• _Task details_:
Locate the word "components" in the material, then show every line that holds it.

── Source material ──

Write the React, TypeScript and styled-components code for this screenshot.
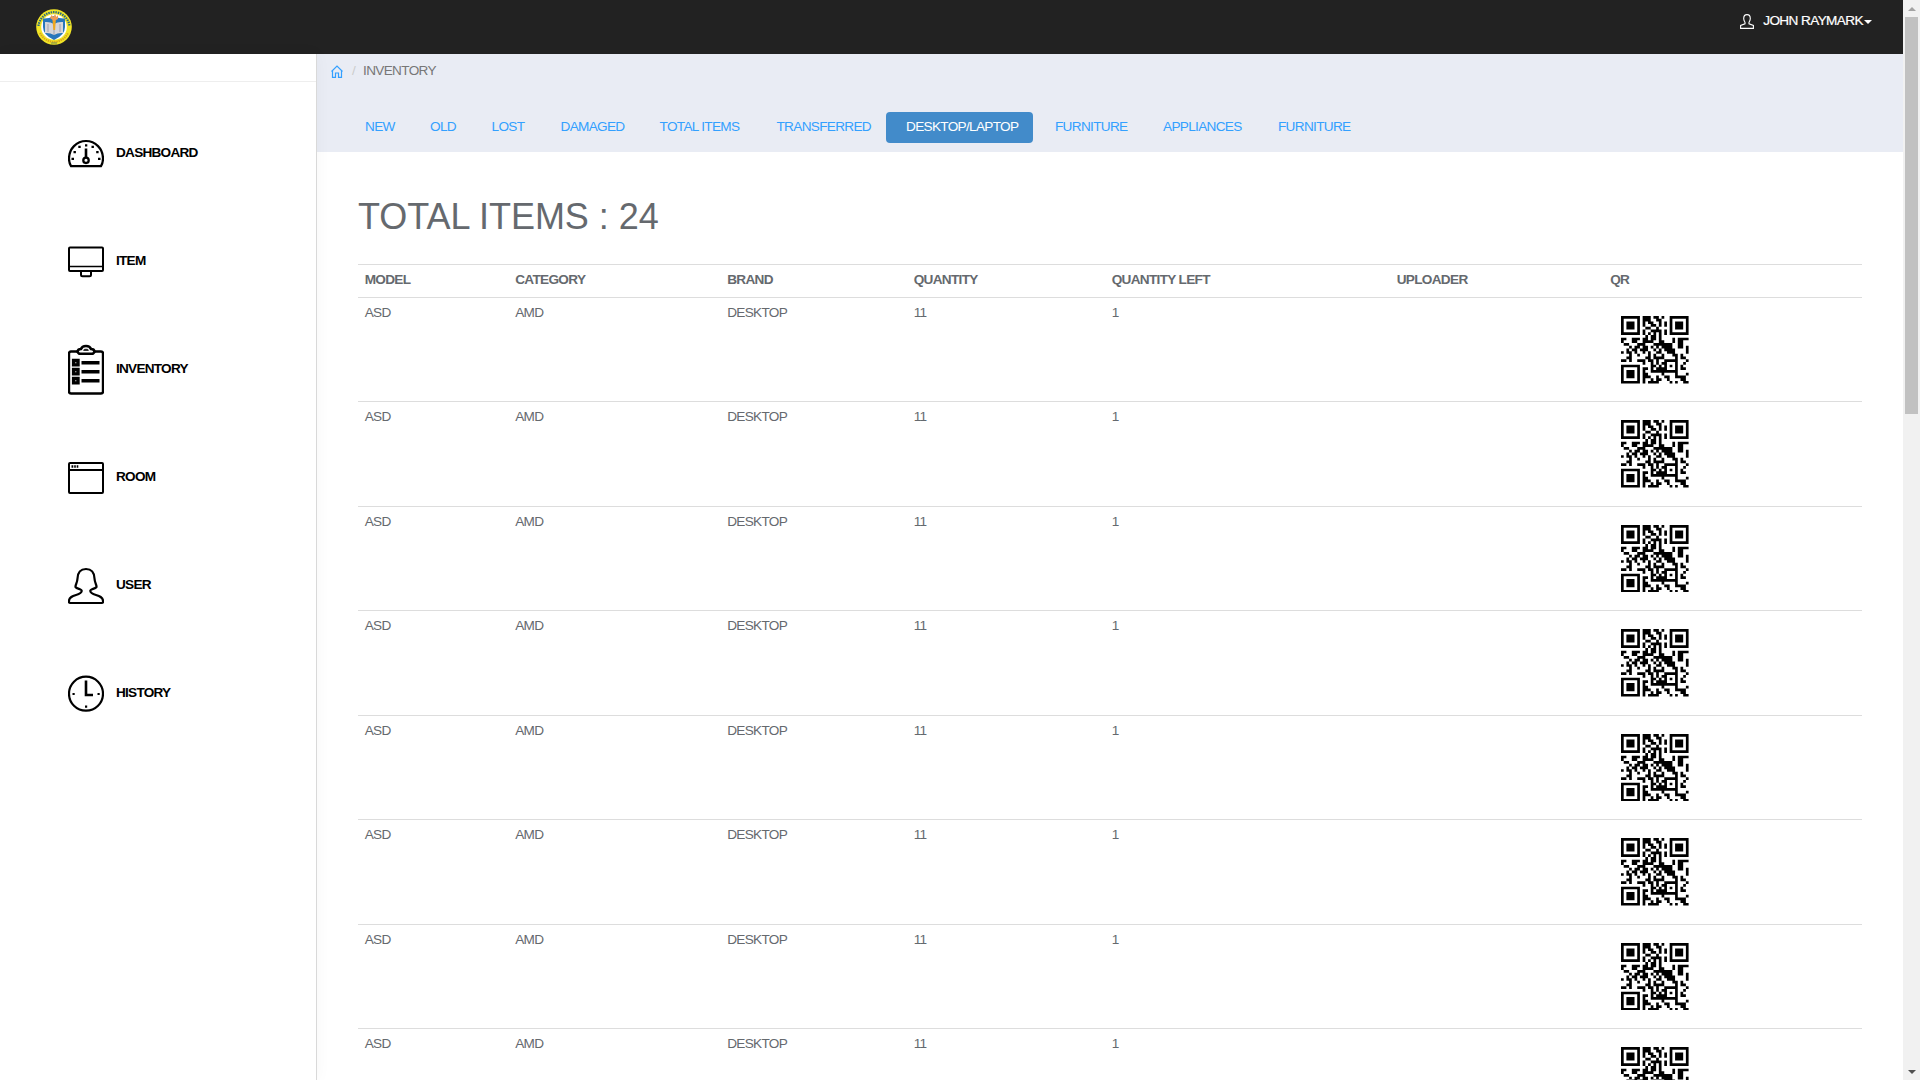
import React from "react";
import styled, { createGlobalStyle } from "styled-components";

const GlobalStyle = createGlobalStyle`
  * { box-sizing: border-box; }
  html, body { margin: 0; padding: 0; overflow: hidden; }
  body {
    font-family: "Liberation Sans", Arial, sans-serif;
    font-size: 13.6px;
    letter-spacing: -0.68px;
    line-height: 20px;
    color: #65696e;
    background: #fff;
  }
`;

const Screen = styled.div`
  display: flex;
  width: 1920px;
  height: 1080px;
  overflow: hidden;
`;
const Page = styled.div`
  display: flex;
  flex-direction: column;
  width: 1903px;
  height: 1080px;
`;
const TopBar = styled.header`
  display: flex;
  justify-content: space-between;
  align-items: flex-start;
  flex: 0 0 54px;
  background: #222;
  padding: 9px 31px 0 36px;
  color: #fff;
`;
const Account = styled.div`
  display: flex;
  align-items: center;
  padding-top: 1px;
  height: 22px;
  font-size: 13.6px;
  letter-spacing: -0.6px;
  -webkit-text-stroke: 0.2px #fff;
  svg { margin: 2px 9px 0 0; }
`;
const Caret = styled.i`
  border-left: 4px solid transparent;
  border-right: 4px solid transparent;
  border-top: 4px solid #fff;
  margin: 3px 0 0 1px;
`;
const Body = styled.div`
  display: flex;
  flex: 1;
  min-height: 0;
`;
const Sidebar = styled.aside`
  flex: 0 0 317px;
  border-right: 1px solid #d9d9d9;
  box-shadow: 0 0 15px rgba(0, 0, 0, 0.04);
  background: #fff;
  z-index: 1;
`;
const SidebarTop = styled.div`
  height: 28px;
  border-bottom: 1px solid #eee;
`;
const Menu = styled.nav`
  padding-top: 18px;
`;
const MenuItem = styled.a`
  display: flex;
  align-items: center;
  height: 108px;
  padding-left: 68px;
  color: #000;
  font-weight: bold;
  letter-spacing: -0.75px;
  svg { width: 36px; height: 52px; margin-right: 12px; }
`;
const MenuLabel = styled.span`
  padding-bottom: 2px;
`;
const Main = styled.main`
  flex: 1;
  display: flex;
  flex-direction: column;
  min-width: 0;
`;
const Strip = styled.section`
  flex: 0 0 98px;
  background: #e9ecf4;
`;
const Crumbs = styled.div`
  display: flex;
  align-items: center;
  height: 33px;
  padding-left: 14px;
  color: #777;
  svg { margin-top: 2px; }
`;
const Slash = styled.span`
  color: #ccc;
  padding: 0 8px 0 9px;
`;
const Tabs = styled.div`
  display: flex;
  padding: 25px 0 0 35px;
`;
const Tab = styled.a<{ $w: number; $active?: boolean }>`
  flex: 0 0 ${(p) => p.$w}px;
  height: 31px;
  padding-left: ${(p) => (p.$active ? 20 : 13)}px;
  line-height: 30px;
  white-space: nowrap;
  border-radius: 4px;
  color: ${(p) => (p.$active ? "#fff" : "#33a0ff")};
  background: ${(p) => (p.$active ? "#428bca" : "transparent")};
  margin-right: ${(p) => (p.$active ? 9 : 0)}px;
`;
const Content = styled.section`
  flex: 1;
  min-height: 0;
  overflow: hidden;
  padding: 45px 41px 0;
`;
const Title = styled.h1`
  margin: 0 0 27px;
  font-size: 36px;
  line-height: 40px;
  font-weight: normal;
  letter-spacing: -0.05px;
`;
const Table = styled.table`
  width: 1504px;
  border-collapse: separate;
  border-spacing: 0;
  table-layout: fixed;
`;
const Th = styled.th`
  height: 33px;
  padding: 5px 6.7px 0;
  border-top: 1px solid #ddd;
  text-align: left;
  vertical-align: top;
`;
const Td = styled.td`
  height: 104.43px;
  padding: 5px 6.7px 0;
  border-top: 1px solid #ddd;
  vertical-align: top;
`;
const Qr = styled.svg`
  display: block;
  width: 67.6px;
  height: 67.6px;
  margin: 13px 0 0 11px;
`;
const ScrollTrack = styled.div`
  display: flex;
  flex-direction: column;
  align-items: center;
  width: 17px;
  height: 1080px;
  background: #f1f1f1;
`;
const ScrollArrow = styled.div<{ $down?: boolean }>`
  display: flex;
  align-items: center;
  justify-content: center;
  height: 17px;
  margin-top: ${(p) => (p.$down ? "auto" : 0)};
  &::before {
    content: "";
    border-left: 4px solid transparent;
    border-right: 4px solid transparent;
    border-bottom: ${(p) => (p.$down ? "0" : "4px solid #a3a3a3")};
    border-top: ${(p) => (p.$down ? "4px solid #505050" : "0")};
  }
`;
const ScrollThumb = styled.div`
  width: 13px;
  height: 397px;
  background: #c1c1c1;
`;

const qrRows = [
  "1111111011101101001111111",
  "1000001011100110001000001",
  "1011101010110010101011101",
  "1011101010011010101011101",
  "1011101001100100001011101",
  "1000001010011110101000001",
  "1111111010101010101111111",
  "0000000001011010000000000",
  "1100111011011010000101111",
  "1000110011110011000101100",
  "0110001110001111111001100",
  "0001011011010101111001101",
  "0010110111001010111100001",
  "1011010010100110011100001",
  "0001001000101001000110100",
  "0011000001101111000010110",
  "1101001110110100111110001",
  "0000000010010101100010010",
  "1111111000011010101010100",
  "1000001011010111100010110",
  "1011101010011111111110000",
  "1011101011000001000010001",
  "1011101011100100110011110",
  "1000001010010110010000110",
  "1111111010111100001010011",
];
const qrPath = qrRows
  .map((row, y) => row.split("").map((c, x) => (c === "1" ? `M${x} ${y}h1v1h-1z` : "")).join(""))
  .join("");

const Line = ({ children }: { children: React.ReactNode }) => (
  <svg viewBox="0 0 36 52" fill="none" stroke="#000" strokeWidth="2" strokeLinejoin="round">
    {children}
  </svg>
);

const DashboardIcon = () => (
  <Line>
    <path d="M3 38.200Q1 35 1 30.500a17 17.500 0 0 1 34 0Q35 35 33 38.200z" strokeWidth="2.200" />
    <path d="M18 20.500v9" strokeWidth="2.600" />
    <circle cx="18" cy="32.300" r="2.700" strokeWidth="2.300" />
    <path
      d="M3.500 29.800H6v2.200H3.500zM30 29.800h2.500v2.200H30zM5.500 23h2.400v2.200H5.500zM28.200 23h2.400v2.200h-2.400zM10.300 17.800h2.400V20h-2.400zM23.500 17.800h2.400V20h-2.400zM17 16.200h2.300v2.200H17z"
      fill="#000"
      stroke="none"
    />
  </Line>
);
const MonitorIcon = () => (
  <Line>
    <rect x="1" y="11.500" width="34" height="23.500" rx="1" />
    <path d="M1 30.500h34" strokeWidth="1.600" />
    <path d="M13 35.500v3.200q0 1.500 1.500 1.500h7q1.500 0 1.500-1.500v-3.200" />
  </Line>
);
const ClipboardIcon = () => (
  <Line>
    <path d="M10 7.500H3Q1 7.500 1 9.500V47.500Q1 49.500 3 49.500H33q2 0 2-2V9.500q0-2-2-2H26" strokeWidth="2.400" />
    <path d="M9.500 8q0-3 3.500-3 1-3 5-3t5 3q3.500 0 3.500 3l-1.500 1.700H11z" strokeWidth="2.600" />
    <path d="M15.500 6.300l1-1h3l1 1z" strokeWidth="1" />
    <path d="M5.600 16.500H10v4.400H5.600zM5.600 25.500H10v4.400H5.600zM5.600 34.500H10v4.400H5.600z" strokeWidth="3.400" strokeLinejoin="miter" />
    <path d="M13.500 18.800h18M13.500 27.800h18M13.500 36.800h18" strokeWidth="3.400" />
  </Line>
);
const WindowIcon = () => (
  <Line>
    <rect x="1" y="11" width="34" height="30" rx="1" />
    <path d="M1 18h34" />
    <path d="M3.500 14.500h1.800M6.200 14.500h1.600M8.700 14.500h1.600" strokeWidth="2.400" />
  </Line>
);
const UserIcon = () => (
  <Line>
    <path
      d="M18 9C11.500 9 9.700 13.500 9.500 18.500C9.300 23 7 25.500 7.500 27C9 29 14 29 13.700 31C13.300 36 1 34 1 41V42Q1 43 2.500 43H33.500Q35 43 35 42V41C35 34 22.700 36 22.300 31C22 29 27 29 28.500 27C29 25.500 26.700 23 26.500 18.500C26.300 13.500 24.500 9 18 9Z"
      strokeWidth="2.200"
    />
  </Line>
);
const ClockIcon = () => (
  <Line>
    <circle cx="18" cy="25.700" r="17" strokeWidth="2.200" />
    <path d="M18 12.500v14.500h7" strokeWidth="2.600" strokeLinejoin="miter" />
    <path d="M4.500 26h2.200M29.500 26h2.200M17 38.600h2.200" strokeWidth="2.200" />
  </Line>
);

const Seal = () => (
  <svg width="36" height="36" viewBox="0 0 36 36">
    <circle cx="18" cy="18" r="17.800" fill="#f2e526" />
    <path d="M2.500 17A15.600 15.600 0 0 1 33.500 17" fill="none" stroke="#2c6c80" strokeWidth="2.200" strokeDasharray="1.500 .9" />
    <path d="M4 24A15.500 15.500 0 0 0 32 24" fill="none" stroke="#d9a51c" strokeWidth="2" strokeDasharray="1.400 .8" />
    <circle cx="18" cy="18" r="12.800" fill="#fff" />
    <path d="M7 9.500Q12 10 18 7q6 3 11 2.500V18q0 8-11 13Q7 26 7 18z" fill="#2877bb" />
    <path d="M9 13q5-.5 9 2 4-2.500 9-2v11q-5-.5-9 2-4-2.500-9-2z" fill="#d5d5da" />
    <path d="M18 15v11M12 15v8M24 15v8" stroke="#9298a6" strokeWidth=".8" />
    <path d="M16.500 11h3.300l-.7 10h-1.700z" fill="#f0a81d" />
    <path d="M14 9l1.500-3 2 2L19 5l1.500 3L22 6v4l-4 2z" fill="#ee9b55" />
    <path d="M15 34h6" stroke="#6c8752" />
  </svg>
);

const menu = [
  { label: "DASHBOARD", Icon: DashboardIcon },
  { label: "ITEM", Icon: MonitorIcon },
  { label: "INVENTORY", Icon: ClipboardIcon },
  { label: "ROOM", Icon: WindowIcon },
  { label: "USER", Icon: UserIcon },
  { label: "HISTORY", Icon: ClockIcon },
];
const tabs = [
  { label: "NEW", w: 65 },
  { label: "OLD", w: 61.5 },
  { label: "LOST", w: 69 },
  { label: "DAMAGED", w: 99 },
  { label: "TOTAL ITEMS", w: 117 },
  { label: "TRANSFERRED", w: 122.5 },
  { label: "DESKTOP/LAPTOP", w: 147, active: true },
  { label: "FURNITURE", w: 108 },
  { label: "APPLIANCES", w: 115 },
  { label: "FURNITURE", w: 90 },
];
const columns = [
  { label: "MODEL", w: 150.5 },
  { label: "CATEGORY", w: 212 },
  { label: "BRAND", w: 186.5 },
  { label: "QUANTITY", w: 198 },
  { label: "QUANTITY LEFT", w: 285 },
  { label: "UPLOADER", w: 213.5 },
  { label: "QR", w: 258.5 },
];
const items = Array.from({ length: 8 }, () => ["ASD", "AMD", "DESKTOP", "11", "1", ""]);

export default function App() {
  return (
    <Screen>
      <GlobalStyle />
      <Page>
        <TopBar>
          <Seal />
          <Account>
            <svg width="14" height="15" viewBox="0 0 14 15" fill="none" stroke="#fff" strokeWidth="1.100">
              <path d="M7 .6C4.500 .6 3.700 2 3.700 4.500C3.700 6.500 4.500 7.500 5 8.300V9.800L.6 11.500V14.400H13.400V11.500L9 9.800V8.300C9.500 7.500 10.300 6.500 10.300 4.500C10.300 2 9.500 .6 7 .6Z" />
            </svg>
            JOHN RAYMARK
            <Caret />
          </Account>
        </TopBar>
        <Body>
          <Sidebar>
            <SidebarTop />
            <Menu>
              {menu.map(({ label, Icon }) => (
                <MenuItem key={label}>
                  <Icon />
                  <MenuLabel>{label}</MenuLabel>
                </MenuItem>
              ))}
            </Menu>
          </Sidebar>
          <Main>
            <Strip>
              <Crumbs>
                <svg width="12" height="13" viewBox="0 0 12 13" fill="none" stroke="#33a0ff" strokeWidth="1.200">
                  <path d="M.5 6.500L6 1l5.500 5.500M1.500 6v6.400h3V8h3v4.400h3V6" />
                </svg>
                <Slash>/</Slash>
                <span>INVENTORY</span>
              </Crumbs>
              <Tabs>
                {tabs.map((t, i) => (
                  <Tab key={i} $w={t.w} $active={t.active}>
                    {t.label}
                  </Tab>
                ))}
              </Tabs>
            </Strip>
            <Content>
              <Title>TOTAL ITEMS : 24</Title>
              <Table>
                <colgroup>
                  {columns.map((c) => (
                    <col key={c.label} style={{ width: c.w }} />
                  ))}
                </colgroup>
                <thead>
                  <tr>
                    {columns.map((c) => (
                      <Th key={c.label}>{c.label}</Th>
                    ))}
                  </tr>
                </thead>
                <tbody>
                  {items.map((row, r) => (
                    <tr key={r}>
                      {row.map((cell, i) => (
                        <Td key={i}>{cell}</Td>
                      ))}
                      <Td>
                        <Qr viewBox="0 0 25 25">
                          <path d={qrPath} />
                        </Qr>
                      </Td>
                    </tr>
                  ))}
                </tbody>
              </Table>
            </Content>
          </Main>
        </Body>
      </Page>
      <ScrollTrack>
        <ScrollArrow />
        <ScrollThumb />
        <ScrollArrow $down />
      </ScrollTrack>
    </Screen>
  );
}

───

• _Solution_:
Write the React, TypeScript and styled-components code for this screenshot.
import styled, { createGlobalStyle } from "styled-components";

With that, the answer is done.